Thank you for all the birthday wishes.
It turned out to be a pretty good weekend.
First of all, the gifts:
Enough Fable in a bluish-green color (it's color 96; I think that it's called Billy Goats Gruff or something like that) for a second Bookworm vest. My mom (or rather, her cats, it's "their" gift to me) sent me the Red Cross sock kit tin as well. (If I do make the socks, I'm not going to use the enclosed needles - size 3's with sockweight yarn? Supposedly for men who'd be marching long distances wearing these socks?)
There is also a Gift to be Named Later, something my mom said was on back-order.
And the results of my Grand Day Out:
I am not going to show a picture of the embarrassing amount of silly novelty yarn I bought at my first stop (Michael's). However, I will admit to having purchased some of perhaps the silliest-attempt-to-be-hip-in-naming-yarn ever: Bernat's "Bling Bling." They even put a definition of the concept on the label for those of us unhip folks who might not know what it means. But what the heck, it was a sage-and-pink yarn and I thought it might make a nice dress-up-a-plain-dress type scarf.

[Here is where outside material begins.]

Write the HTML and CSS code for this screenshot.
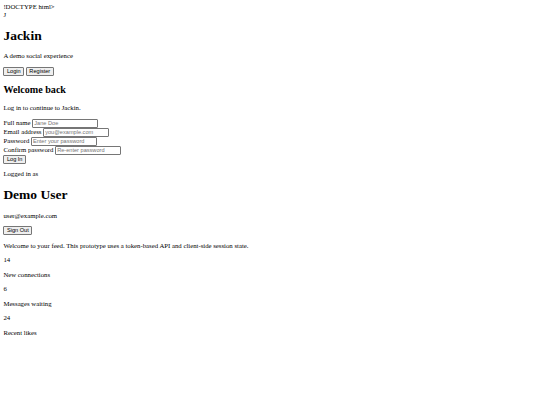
FILE: index.html
```html
<!DOCTYPE html>
<html>
<head>
<meta charset="utf-8">
<title>Jackin</title>
<link rel="stylesheet" href="styles.css">
</head>
<body class="doc">
<div class="stray">!DOCTYPE html&gt;</div>
<div class="stray">J</div>
<header>
<h1>Jackin</h1>
<p>A demo social experience</p>
<div class="tabs"><button class="btn">Login</button> <button class="btn">Register</button></div>
</header>
<section>
<h2>Welcome back</h2>
<p>Log in to continue to Jackin.</p>
<form class="form">
<label class="row">Full name <input class="field" type="text" placeholder="Jane Doe"></label>
<label class="row">Email address <input class="field" type="email" placeholder="you@example.com"></label>
<label class="row">Password <input class="field" type="password" placeholder="Enter your password"></label>
<label class="row">Confirm password <input class="field" type="password" placeholder="Re-enter password"></label>
<button class="btn" type="button">Log In</button>
</form>
</section>
<section>
<p>Logged in as</p>
<h1>Demo User</h1>
<p>user@example.com</p>
<button class="btn">Sign Out</button>
<p>Welcome to your feed. This prototype uses a token-based API and client-side session state.</p>
<div class="stats">
<div class="stat"><p>14</p><p>New connections</p></div>
<div class="stat"><p>6</p><p>Messages waiting</p></div>
<div class="stat"><p>24</p><p>Recent likes</p></div>
</div>
</section>
</body>
</html>
```
FILE: styles.css
```css
html {
  background: #ffffff;
}
.doc {
  margin: 3.375px;
  font-family: "Liberation Serif", "Times New Roman", serif;
  font-size: 6.75px;
  line-height: 1.15;
  color: #000000;
}
.btn, .field {
  font-family: "Liberation Sans", Arial, sans-serif;
  font-size: 5.625px;
  line-height: normal;
  margin: 0;
}
.btn {
  padding: 0.42px 2.53px;
  border: 1px solid #767676;
  border-radius: 1px;
  background: #efefef;
  color: #000000;
}
.field {
  box-sizing: border-box;
  width: 66px;
  height: 9px;
  padding: 0 1px;
  border: 1px solid #767676;
  border-radius: 1px;
  vertical-align: middle;
}
.field::placeholder {
  color: #757575;
}
.row {
  display: block;
}
```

However, I am going to show you the unexpected treasure I found:
That is 12 ounces of handspun, handdyed amethyst colored worsted-weight wool, and almost 12 ounces of handspun (by Kimberlee Dills, it says on the tag) lace weight natural wool yarn.
I found this in a new yarn shop in McKinney. Yes, New Yarn Shop in McKinney. It's not big - it's just a tiny cubbyhole in the old hardware store building on Louisiana (which now mostly houses a shop called MorningStar Treasures and which once held the now-gone Kindred Spirits). There seems to be a pretty active spinning and weaving community in the north Dallas area, and the woman who ran the cubby said she opened the shop to give them an outlet for their wares.
The worsted-weight SHOULD be just enough (I'm guessing there's between 700 and 800 yards there) for a smallish, simple garter-stitch shawl, like the Meg Swanson one (that I now forget the name of) in the Knitter's scarves and shawls book. The laceweight is also destined for a shawl but which one I'm not sure yet.
One thing the picture does not convey is the wonderfulness of the yarns. The purple yarn is quite evenly spun but still very rustic. And the color is just wonderful - it's the real true color of a healthy lavender flower (not the pale, washed-out purple the color-naming people dub "lavender") and is "uneven" enough to be beautiful. And the lace-weight is fluffy and lofty and very light. I bought perhaps more than I need (perhaps twice as much; there was a shawl there on display that the owner told me was made with one skein of the stuff) but if I have leftovers, there are always other projects it can be used for.
I also went to the bookstore there (Mc somebody's - I can't remember the name now but it's fairly new and is in the old jailhouse, v. atmospheric. And I love small indie bookstores anyway, the wabi-sabi feel of the selections, the realization that the books have not been chosen simply by virtue of the fact that they're on the NYTimes bestseller list).
I also went to Quilt Asylum, in its new, larger home. Love this shop. The people who run it obviously are fans of the bright, so there are lots of cheerful springy fabrics here. I bought some for yet another fat-quarter quilt, and once again in pink and green, but limey green this time, rather than the "30s green" of my previous pink-and-green endeavor.
(What can I say? It's been grey grey grey here and that baby-leaf-green just spoke to me).
So Saturday was great fun. I don't know, I suppose some think it's kind of pathetic for a person to go off shopping alone but I rather like it. Like the fact that I can spend as long as I want in my favorite shops, and can avoid the shops that specialise in Brighton jewelry or clothing or baby stuff or other things I don't consider a part of my hierarchy of needs.
I also had my yearly dose of fried food, a grilled cheese and onion rings with a chocolate soda on the side at a little old-style soda fountain called Herby's.
And then, Sunday. I got "Happy Birthday" sung to me twice (the first time during "Donut Fellowship" before Sunday School. It amuses me that my church has a time it calls "Donut Fellowship."). I also got dinner, and cake, and sung to a second time in the evening. One of the young couples in the church have a son whose first birthday was this past Wednesday, and they had a little party for him and invited the church members. Because it was my birthday, they insisted on singing "Happy Birthday" for him and me both, and I got to blow out the candle on his cake (well, at 1, he was more interested in getting his hands in the frosting than in the candle). So that was good, too.
And then today - get an email from my co-author on one paper, telling me "it's done now and is good enough that I don't need to look at it again." This is from someone who is even more of a perfectionist than I am, someone who once commented that a person could keep rewriting forever and still the paper would not be ideal. So that makes me happy too. (Also the sense of "at last this is done")
One of the better adult birthdays I've had, and certainly better than last year, when I was stuck in a horrific meeting in OKC.